I want to calculate the number of reads mapping to regions of the genome, and I want to group these reads into bins of say 1kb. I have used bedtools genomecov to generate a bedgraph file that shows the coverage of reads across the genome.
bedtools genomecov -bg -ibam file.bam >Coverage.bedgraph
I then merged nearby regions of coverage using:
bedtools merge -d 1000 -c 4 -o sum -i Coverage.bedgraph > Coverage.merged.bedgraph
The problem is that the "sum" part adds the coverage from the different regions, so when merged, reads are counted more than once.
Is there a way to merge the regions without counting reads more than once? I think the necessary information from the bam file is probably lost at this point. Is there a way to do this with an option in bedtools genomecov i.e. can you make it report regions of coverage with a specified 'bin' size?
I think deeptools bamCoverage has the option "--binSize", which seems like what you want.

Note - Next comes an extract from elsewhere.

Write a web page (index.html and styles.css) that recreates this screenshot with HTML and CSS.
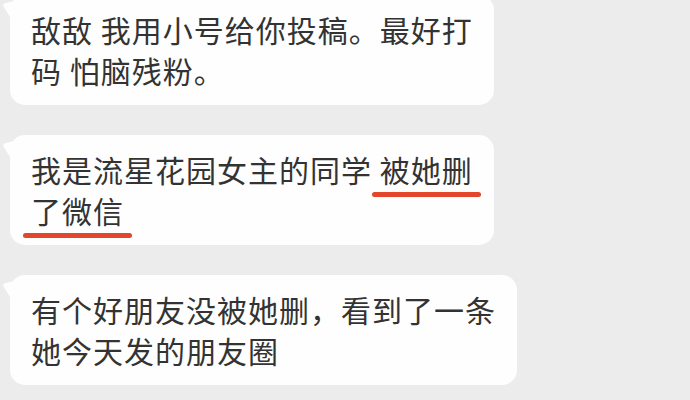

But I was still questioning if it can solve the "counting reads several times" problem since if a read span two bins, it will still be counted twice....
It may still count it twice, but I guess the larger the bin, the smaller this issue becomes. Thanks, I'll give this a go.
This is great. The reads are occasionally still counted twice, but the bins are large enough that this isn't a big issue. Thanks!
Just take any other operation than
sum
that you find appropriate. Mean, median, min, max, choice is yours.I'm not sure what those operations do. I couldn't really understand from the bedtools documentation.
No magic here, min is the minimum, max the maximum, median the median and so on. So if you bin spans three intervals with coverage 3, 5 and 9 then median would report 5 for the bin, max 9 and min 3.